Porque lo que en el fondo ambicionaba era cosa distinta de la salvación de los hombres. Apetecía su única satisfacción, la apoteosis de su «yo». Acudió a su mente aquel film de actualidades, en el que trataba de curar a un loco entre un combate de boxeo y experimentado una impresión desagradable y asqueante. ¿Por qué? Porque, en el fondo, sin atreverse a confesárselo, se daba cuenta de que aquella farsa, aquella exhibición de un demente en plena convulsión de epilepsia artificial, constituía una sacrílega profanación de la miseria humana puesta al servicio del orgullo. Propaganda, artículos mendigados a amigos suyos, artículos pagados a pobres directores de revistas… Y una cobarde y secreta sensación de alivio cuando Groix, testigo demasiado lúcido, le dejó… ¡Demasiado lúcido! ¡Cuán acertadamente juzgaba su obra y la calificaba aquella noche en Ámsterdam, cuando el «patrón» vacilaba, respeto a la operación de Mariette, entre Heubel y Géraudin! Groix había visto claro en el alma del maestro. Y había «reabierto» a la muerta. Había visto la verdad. Lo sabía todo. Desde aquel trágico momento en que, en su semiinconsciencia, a la cabecera del lecho mortuorio de Mariette, Doutreval oyera las palabras de Cassaing a Fleurioux: «La han vuelto a abrir y Groix me ha explicado que…»; desde aquel momento Doutreval se había sentido desazonado en presencia de su ayudante.

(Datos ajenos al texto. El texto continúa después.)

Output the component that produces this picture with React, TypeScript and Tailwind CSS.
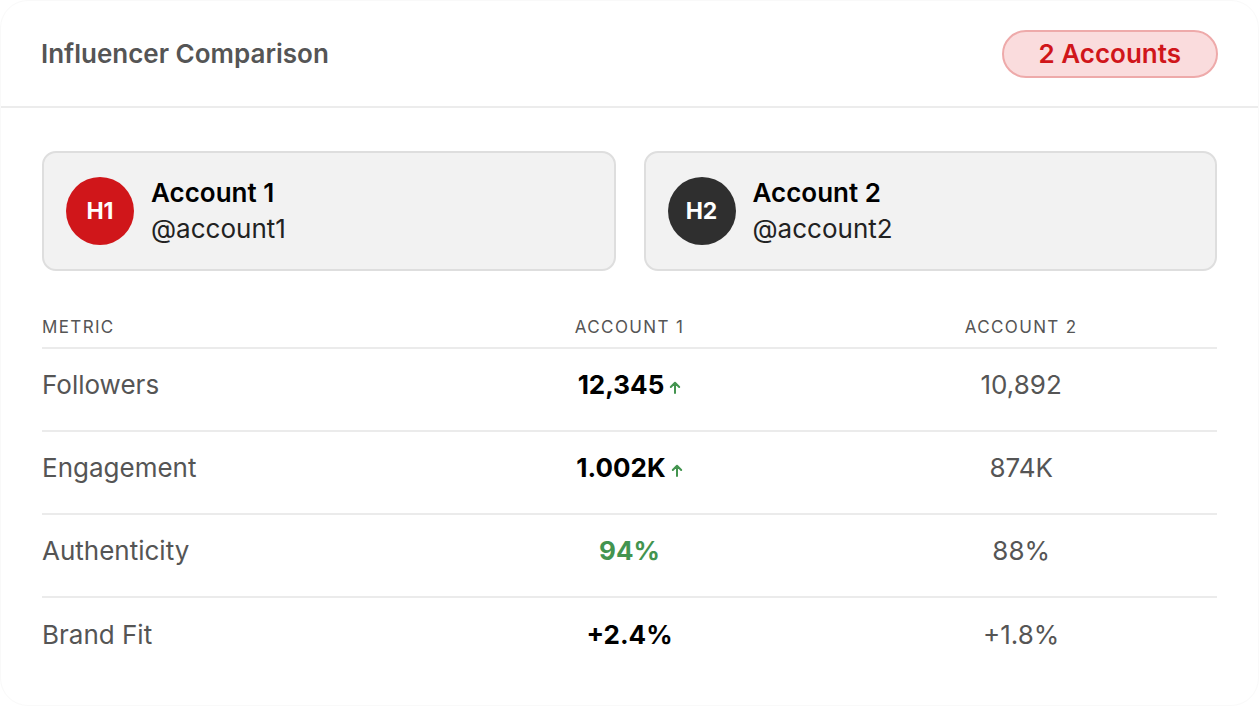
import { ReactNode } from 'react'

type Row = {
  metric: string
  a1: ReactNode
  a2: string
}

// small green "up" marker that sits on the number's baseline
function UpArrow() {
  return (
    <svg width="12" height="13" viewBox="0 0 12 13" fill="none" className="ml-[5px] inline align-baseline">
      <path d="M6 12V1.8M1.8 6L6 1.8L10.2 6" stroke="#43944f" strokeWidth="2" strokeLinecap="round" strokeLinejoin="round" />
    </svg>
  )
}

const rows: Row[] = [
  {
    metric: 'Followers',
    a1: (
      <span className="font-bold text-black">
        12,345
        <UpArrow />
      </span>
    ),
    a2: '10,892',
  },
  {
    metric: 'Engagement',
    a1: (
      <span className="font-bold text-black">
        1.002K
        <UpArrow />
      </span>
    ),
    a2: '874K',
  },
  {
    metric: 'Authenticity',
    a1: <span className="font-bold text-[#43944f]">94%</span>,
    a2: '88%',
  },
  {
    metric: 'Brand Fit',
    a1: <span className="font-bold text-black">+2.4%</span>,
    a2: '+1.8%',
  },
]

function AccountCard({ initials, name, handle, color }: { initials: string; name: string; handle: string; color: string }) {
  return (
    <div className="flex h-[120px] items-center gap-[17px] rounded-[14px] border-2 border-[#dedede] bg-[#f2f2f2] px-[22px]">
      <div className={`flex h-[68px] w-[68px] items-center justify-center rounded-full text-[23px] font-bold text-white ${color}`}>
        {initials}
      </div>
      <div className="flex flex-col leading-[36px]">
        <span className="text-[26px] font-semibold text-black">{name}</span>
        <span className="text-[26px] text-[#222]">{handle}</span>
      </div>
    </div>
  )
}

export default function App() {
  return (
    <div className="h-[706px] w-full bg-white" style={{ fontFamily: 'Inter, "Liberation Sans", sans-serif' }}>
      <div className="h-full overflow-hidden rounded-[28px] border border-[#f9f9f9] bg-white">
        {/* Header */}
        <div className="flex h-[107px] items-center justify-between border-b-2 border-[#ececec] px-[40px]">
          <h1 className="text-[26px] font-semibold text-[#555]">Influencer Comparison</h1>
          <span className="flex h-[48px] items-center rounded-full border-2 border-[#eeaaaa] bg-[#fadcdd] px-[35px] text-[26px] font-semibold text-[#d0161a]">
            2 Accounts
          </span>
        </div>

        <div className="px-[41px] pt-[43px]">
          {/* Account cards */}
          <div className="grid grid-cols-2 gap-[28px]">
            <AccountCard initials="H1" name="Account 1" handle="@account1" color="bg-[#d0161a]" />
            <AccountCard initials="H2" name="Account 2" handle="@account2" color="bg-[#2f2f2f]" />
          </div>

          {/* Metrics table */}
          <div className="mt-[34px]">
            <div className="grid h-[44px] grid-cols-3 items-center border-b-2 border-[#ebebeb] pt-[4px] text-[17px] tracking-[0.08em] text-[#555]">
              <span>METRIC</span>
              <span className="text-center">ACCOUNT 1</span>
              <span className="text-center">ACCOUNT 2</span>
            </div>
            {rows.map((r, i) => (
              <div
                key={r.metric}
                className={`grid h-[83px] grid-cols-3 items-center pb-[10px] text-[26px] ${i < rows.length - 1 ? 'border-b-2 border-[#ebebeb]' : ''}`}
              >
                <span className="text-[#555]">{r.metric}</span>
                <span className="text-center">{r.a1}</span>
                <span className="text-center text-[#555]">{r.a2}</span>
              </div>
            ))}
          </div>
        </div>
      </div>
    </div>
  )
}
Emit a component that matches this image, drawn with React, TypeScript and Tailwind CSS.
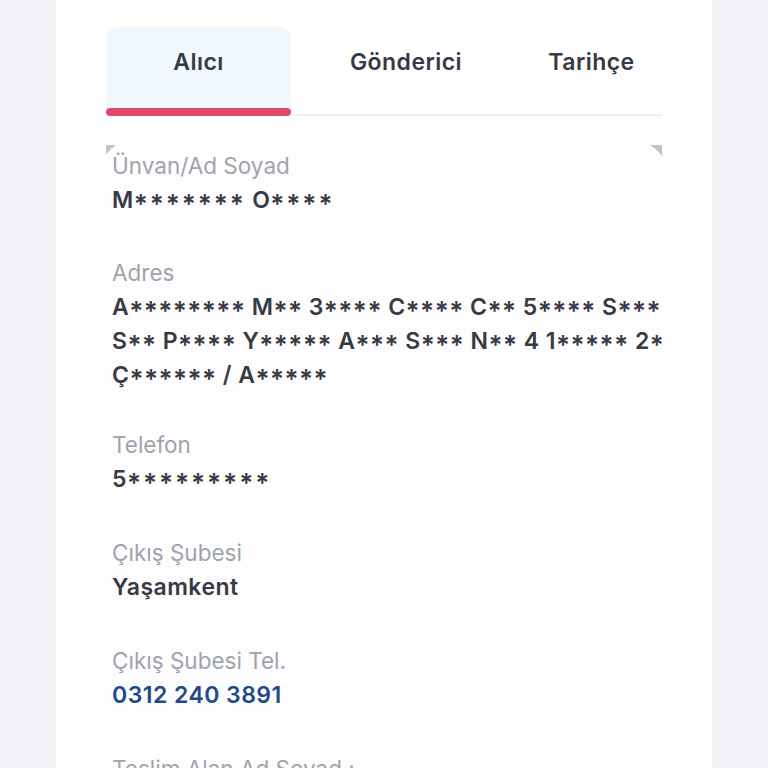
import React from "react";

const tabs = [
  { label: "Alıcı", width: "w-[185px]", active: true },
  { label: "Gönderici", width: "w-[230px]", active: false },
  { label: "Tarihçe", width: "flex-1", active: false },
];

// masked values: the asterisks sit lower and wider in the original font
const Masked: React.FC<{ text: string; tight?: boolean }> = ({ text, tight }) => (
  <>
    {text.split(/(\*+)/).map((part, i) =>
      part.startsWith("*") ? (
        <span
          key={i}
          className={`relative top-[5px] text-[26px] leading-[26px] ${tight ? "tracking-[0.5px]" : "tracking-[2px]"}`}
        >
          {part}
        </span>
      ) : (
        <span key={i}>{part}</span>
      )
    )}
  </>
);

const Field: React.FC<{ label: string; children: React.ReactNode; blue?: boolean; gap?: string }> = ({
  label,
  children,
  blue,
  gap = "mb-[40px]",
}) => (
  <div className={gap}>
    <p className="text-[22.5px] leading-[34px] text-[#9fa3ae]">{label}</p>
    <div
      className={`text-[23px] leading-[34px] font-semibold tracking-[0.02em] whitespace-nowrap ${
        blue ? "text-[#1e4a8c]" : "text-[#363a45]"
      }`}
    >
      {children}
    </div>
  </div>
);

export default function App() {
  return (
    <div className="min-h-screen bg-[#f2f3f6] flex justify-center font-['Inter','Noto_Sans',sans-serif]">
      <div className="w-[656px] bg-white px-[50px] pt-[27px] overflow-hidden h-[768px]">
        {/* Tabs */}
        <div className="flex">
          {tabs.map((t) => (
            <div key={t.label} className={`${t.width} flex flex-col`}>
              <div
                className={`h-[81px] pt-[21px] text-center text-[23px] leading-[28px] font-semibold tracking-[0.02em] text-[#363a45] ${
                  t.active ? "bg-[#f0f7fd] rounded-t-[12px]" : ""
                }`}
              >
                {t.label}
              </div>
              {t.active ? (
                <div className="h-[8px] rounded-full bg-[#e0496c]" />
              ) : (
                <div className="h-[8px] border-b-2 border-[#f1f1f4]" />
              )}
            </div>
          ))}
        </div>

        {/* Detail panel */}
        <div className="relative mt-[29px] bg-[#fdfdfd] pl-[6px] pt-[4px] shadow-[0_0_6px_rgba(0,0,0,0.03)]">
          <span className="absolute left-0 top-0 w-[9px] h-[9px] bg-[linear-gradient(135deg,#c4c4c8_50%,transparent_50%)]" />
          <span className="absolute right-0 top-0 w-[11px] h-[11px] bg-[linear-gradient(225deg,#c4c4c8_50%,transparent_50%)]" />

          <Field label="Ünvan/Ad Soyad" gap="mb-[39px]">
            <Masked text="M******* O****" />
          </Field>
          <Field label="Adres" gap="mb-[36px]">
            <span className="block">
              <Masked tight text="A******** M** 3**** C**** C** 5**** S***" />
            </span>
            <span className="block">
              <Masked tight text="S** P**** Y***** A*** S*** N** 4 1***** 2*" />
            </span>
            <span className="block">
              <Masked tight text="Ç****** / A*****" />
            </span>
          </Field>
          <Field label="Telefon">
            <Masked text="5*********" />
          </Field>
          <Field label="Çıkış Şubesi">Yaşamkent</Field>
          <Field label="Çıkış Şubesi Tel." blue>
            0312 240 3891
          </Field>
          <Field label="Teslim Alan Ad Soyad :">-</Field>
        </div>
      </div>
    </div>
  );
}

»¿Por qué escogí a Géraudin? —pensaba Doutreval. Sabía, en el fondo, que no era el de antes, que habían sobrevenido en su clínica algunos accidentes… Pero necesitaba a Géraudin—. Me engañé a mí mismo, quise tranquilizarme, cegarme. Y sacrifiqué a Mariette.

»Y la he sacrificado una vez más al cabo de un año de su muerte, al ir a ver a Géraudin en demanda de apoyo para el Centro. Yo lo sabía, me daba cuenta. Y él también. Sin embargo, de no haber hoy ocurrido el desastre de Fabienne, lo hubiese olvidado todo y no me hubiera acordado de nada. Ni siquiera hubiese pensado en ello.

»¡Memoria, inteligencia, razón, altas facultades del alma de las cuales nos gloriamos, sujetas, en cambio, a la rosa de los vientos del orgullo!

»¿Y Fabienne…? Mía es también la culpa de lo que le ha ocurrido. He querido asociarla a mi obra. La envié a París para “adiestrarla”. No vacilé en apartarla de mi lado, en sumirla en un ambiente emponzoñado. ¡Así tenía que ser, puesto que había de ser mi colaboradora! Sí, y además, cuando las dudas comenzaron a socavar los cimientos de mi obra, Fabienne siguió, a pesar suyo, en París. La he mantenido lejos de mí para que no se diera cuenta de mis vacilaciones. No quería sufrir ante ella la humillación de confesar mis fracasos, las dificultades con que tropezaba. Éste es el motivo por lo que, en el fondo, me negué a que volviera, precisamente cuando el demonio de la duda le roía el alma, cuando tenía necesidad de mí, de un hogar, cuando me rogaba que la dejara ir a Angers… Yo me negué. Peor aún. He dado pie a sus relaciones con Guerran. Ello me halagaba y podía serme útil… ¡Todo esto es lo que había dentro de mí!

«Y ahora Fabienne ha caído. Sin embargo, aún me atrevía a esperar… ¿qué? ¿Qué tentación anidaba en mí? Guardar silencio… Vender a mi hija a cambio de que mi obra subsistiera, salvar mi abominable orgullo,… a lo que seguiría llamando heroísmo y grandeza de alma…».

Solo, apoyado en un añoso árbol, bajo la luz del crepúsculo, Doutreval, por primera vez, hacía examen de su vida y se juzgaba a sí mismo.

»¡Un genio! ¡Un gran hombre! ¡Un sabio! ¡Una gloria! Sí, quizá es eso. ¡Vanidad, presunción, mentira, bajezas, robos, crímenes! Y ni siquiera sin que uno se dé cuenta. ¡El orgullo! ¡Ah, el orgullo!

Le dolía el estómago. Regurgitó hiel. Subiole a la boca un vómito de bilis, un líquido amargo que escupió furiosamente, con un rictus de repugnancia, como si hubiera escupido el asco que sentía de sí mismo.